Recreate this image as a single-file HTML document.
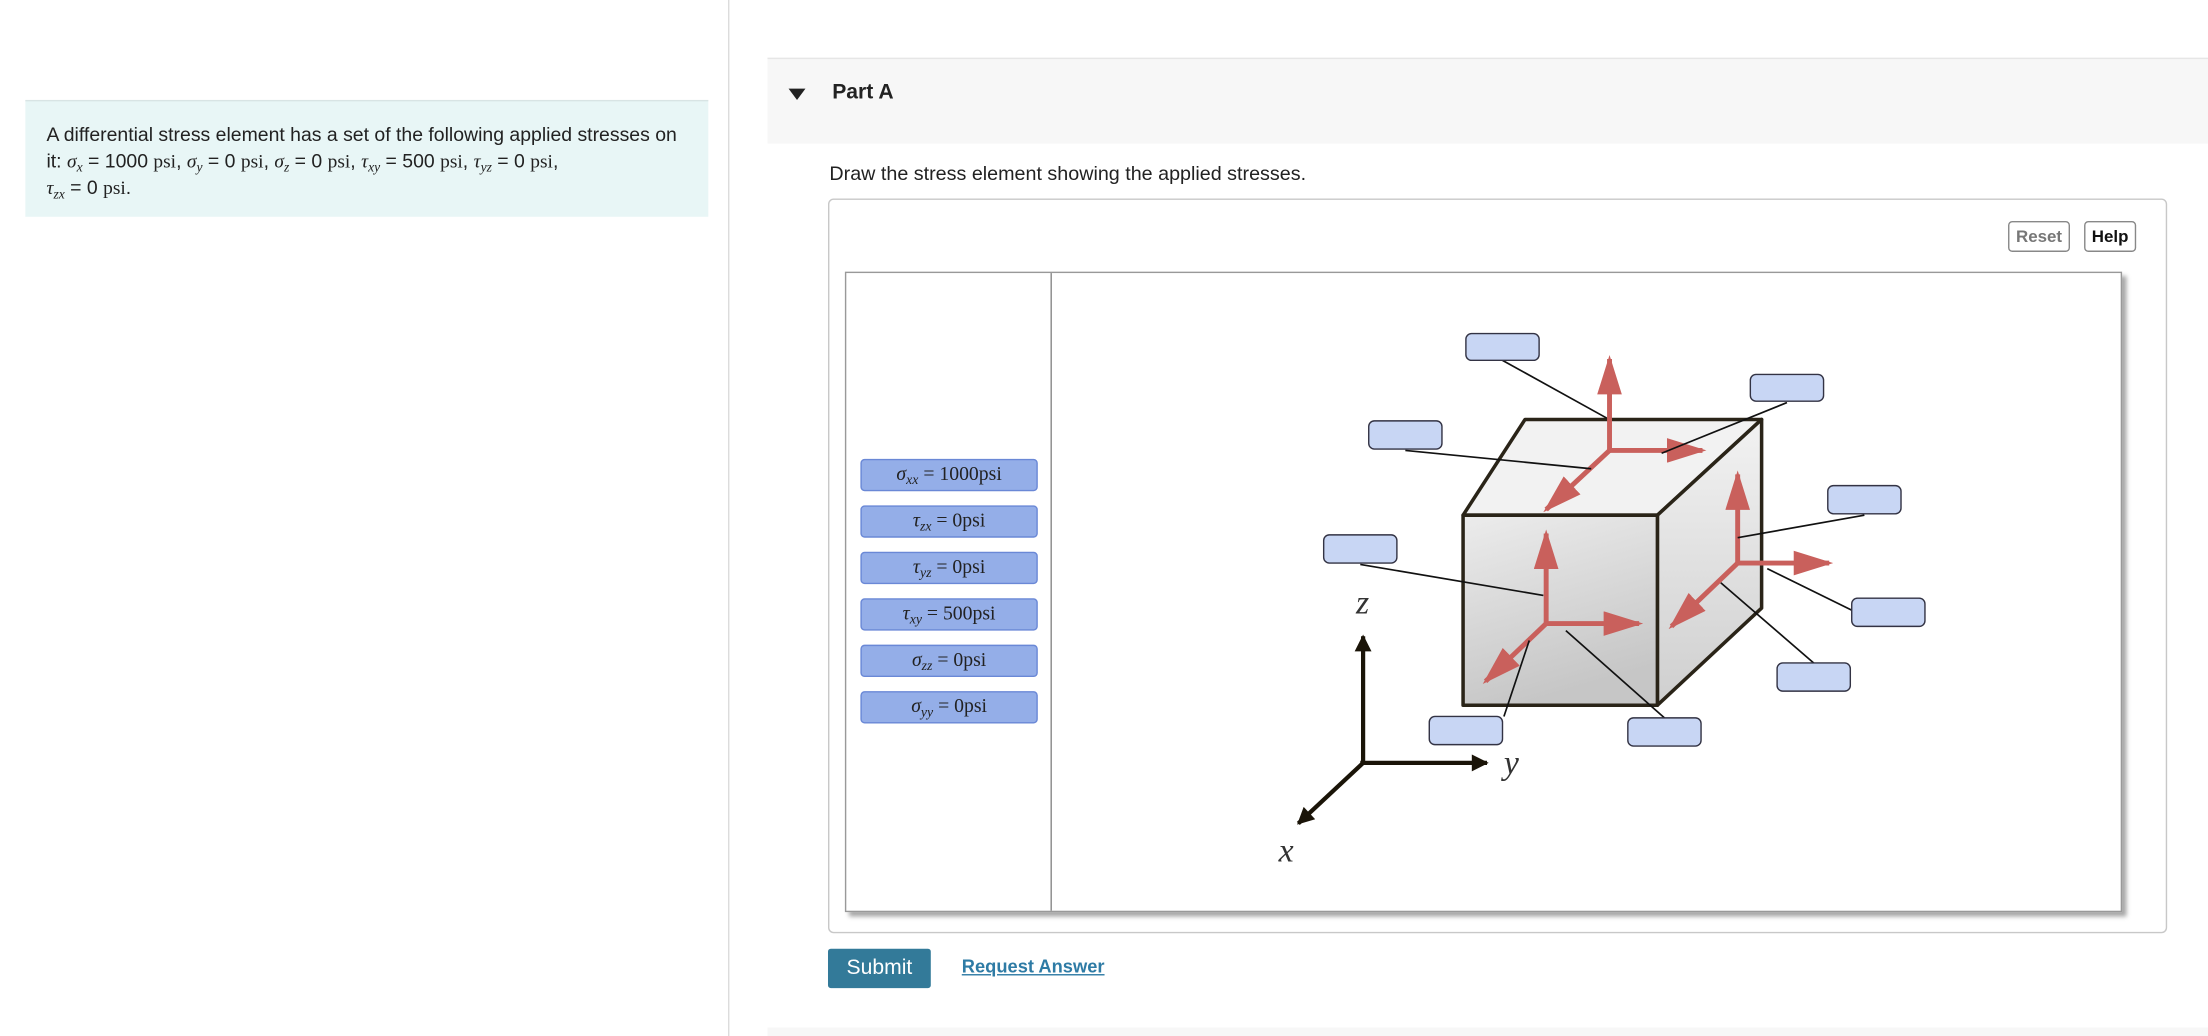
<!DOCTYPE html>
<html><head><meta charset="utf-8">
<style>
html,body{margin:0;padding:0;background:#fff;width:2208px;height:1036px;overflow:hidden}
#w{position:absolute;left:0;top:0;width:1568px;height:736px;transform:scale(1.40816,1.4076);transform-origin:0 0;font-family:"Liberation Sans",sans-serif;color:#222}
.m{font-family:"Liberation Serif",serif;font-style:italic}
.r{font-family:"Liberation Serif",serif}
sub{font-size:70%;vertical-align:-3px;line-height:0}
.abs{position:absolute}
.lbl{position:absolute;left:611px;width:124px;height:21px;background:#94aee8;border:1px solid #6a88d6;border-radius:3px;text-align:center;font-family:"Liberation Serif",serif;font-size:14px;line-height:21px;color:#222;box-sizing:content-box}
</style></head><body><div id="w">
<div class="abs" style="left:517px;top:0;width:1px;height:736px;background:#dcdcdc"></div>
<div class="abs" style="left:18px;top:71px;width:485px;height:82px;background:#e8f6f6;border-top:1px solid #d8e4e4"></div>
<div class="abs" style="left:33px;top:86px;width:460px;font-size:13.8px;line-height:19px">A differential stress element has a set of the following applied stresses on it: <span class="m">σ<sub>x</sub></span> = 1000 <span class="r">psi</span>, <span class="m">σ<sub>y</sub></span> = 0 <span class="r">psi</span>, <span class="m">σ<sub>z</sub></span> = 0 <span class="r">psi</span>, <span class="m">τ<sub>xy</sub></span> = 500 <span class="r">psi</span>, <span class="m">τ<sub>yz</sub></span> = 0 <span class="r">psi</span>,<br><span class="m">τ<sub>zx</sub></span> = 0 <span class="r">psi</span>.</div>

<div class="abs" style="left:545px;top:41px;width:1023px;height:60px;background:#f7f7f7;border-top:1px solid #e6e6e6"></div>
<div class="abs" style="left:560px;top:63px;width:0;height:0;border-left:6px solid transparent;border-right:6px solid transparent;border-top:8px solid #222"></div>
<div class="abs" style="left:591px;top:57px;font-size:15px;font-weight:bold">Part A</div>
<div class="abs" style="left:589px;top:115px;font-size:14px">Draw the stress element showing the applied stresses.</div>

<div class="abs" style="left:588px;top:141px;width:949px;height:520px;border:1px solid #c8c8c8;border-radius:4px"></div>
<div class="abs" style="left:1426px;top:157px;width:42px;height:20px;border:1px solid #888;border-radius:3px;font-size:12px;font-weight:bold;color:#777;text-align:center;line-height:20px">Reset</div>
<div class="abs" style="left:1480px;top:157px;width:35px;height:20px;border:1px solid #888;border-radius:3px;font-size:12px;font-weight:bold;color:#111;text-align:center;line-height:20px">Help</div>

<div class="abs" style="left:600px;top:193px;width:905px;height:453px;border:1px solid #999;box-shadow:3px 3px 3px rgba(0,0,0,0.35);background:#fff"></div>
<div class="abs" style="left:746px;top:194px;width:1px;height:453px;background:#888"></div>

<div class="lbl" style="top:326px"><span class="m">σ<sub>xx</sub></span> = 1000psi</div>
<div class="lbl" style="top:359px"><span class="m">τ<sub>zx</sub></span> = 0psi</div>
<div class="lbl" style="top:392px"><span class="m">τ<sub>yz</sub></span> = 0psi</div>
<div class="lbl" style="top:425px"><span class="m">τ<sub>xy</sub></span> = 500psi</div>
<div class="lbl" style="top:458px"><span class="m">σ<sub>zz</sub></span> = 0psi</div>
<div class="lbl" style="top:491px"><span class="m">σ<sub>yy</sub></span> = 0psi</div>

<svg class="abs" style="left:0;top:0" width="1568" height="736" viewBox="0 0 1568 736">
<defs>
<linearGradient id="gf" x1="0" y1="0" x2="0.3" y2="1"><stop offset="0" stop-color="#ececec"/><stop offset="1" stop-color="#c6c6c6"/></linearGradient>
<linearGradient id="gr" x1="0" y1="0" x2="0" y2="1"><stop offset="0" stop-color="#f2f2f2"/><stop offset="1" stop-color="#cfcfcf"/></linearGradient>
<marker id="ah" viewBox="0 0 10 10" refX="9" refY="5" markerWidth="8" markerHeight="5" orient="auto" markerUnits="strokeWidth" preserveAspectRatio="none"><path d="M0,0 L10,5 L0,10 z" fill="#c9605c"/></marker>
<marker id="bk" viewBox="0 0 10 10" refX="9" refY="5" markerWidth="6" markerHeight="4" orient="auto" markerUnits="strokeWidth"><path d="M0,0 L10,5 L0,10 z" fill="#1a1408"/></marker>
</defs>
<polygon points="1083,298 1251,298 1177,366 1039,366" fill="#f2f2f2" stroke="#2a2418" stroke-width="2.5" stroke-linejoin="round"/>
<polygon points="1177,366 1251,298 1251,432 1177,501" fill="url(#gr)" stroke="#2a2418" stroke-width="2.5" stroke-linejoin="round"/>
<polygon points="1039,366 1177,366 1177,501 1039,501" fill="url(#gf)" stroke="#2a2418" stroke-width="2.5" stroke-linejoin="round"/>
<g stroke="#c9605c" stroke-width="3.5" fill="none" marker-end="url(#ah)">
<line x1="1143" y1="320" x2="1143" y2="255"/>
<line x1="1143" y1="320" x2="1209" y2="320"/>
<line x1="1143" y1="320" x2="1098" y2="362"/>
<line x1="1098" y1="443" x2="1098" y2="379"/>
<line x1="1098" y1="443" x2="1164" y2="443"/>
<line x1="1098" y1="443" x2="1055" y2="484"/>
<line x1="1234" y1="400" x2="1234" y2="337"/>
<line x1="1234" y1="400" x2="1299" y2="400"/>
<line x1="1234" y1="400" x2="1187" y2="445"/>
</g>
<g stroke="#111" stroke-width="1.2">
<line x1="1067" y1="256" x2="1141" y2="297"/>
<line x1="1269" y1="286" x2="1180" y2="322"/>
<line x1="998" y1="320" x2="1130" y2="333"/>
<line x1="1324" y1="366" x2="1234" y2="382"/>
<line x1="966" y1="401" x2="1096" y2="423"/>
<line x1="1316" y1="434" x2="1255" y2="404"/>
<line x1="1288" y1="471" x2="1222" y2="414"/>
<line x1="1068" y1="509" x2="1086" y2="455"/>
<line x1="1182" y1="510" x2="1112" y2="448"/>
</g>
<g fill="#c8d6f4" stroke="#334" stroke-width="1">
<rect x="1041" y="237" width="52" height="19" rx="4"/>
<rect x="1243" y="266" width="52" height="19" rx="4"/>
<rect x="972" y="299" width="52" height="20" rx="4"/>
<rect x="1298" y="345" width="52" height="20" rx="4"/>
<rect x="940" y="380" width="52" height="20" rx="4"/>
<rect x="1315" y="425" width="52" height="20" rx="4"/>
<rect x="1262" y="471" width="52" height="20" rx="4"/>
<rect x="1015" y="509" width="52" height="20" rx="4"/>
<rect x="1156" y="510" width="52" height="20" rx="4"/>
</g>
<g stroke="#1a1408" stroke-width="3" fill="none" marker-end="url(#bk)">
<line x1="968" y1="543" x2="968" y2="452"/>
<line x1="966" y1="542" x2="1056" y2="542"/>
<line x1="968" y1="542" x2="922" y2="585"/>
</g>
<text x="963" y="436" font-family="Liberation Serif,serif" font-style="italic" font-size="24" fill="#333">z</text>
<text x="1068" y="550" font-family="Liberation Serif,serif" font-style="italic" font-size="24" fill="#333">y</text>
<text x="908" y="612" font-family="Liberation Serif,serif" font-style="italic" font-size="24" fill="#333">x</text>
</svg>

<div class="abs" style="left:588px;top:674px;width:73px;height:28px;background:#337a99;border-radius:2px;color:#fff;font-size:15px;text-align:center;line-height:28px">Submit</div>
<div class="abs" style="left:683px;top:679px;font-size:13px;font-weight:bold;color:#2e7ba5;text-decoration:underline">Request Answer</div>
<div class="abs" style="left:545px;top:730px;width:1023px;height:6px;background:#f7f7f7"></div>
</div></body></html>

*EXERCISE DIRECTIONS:* Repeat only the lines from the beginning of the material through the line containing "the applied stresses.</div>", both ends kept, leaving pictures out.

*ANSWER TO THIS EXERCISE:*
Recreate this image as a single-file HTML document.
<!DOCTYPE html>
<html><head><meta charset="utf-8">
<style>
html,body{margin:0;padding:0;background:#fff;width:2208px;height:1036px;overflow:hidden}
#w{position:absolute;left:0;top:0;width:1568px;height:736px;transform:scale(1.40816,1.4076);transform-origin:0 0;font-family:"Liberation Sans",sans-serif;color:#222}
.m{font-family:"Liberation Serif",serif;font-style:italic}
.r{font-family:"Liberation Serif",serif}
sub{font-size:70%;vertical-align:-3px;line-height:0}
.abs{position:absolute}
.lbl{position:absolute;left:611px;width:124px;height:21px;background:#94aee8;border:1px solid #6a88d6;border-radius:3px;text-align:center;font-family:"Liberation Serif",serif;font-size:14px;line-height:21px;color:#222;box-sizing:content-box}
</style></head><body><div id="w">
<div class="abs" style="left:517px;top:0;width:1px;height:736px;background:#dcdcdc"></div>
<div class="abs" style="left:18px;top:71px;width:485px;height:82px;background:#e8f6f6;border-top:1px solid #d8e4e4"></div>
<div class="abs" style="left:33px;top:86px;width:460px;font-size:13.8px;line-height:19px">A differential stress element has a set of the following applied stresses on it: <span class="m">σ<sub>x</sub></span> = 1000 <span class="r">psi</span>, <span class="m">σ<sub>y</sub></span> = 0 <span class="r">psi</span>, <span class="m">σ<sub>z</sub></span> = 0 <span class="r">psi</span>, <span class="m">τ<sub>xy</sub></span> = 500 <span class="r">psi</span>, <span class="m">τ<sub>yz</sub></span> = 0 <span class="r">psi</span>,<br><span class="m">τ<sub>zx</sub></span> = 0 <span class="r">psi</span>.</div>

<div class="abs" style="left:545px;top:41px;width:1023px;height:60px;background:#f7f7f7;border-top:1px solid #e6e6e6"></div>
<div class="abs" style="left:560px;top:63px;width:0;height:0;border-left:6px solid transparent;border-right:6px solid transparent;border-top:8px solid #222"></div>
<div class="abs" style="left:591px;top:57px;font-size:15px;font-weight:bold">Part A</div>
<div class="abs" style="left:589px;top:115px;font-size:14px">Draw the stress element showing the applied stresses.</div>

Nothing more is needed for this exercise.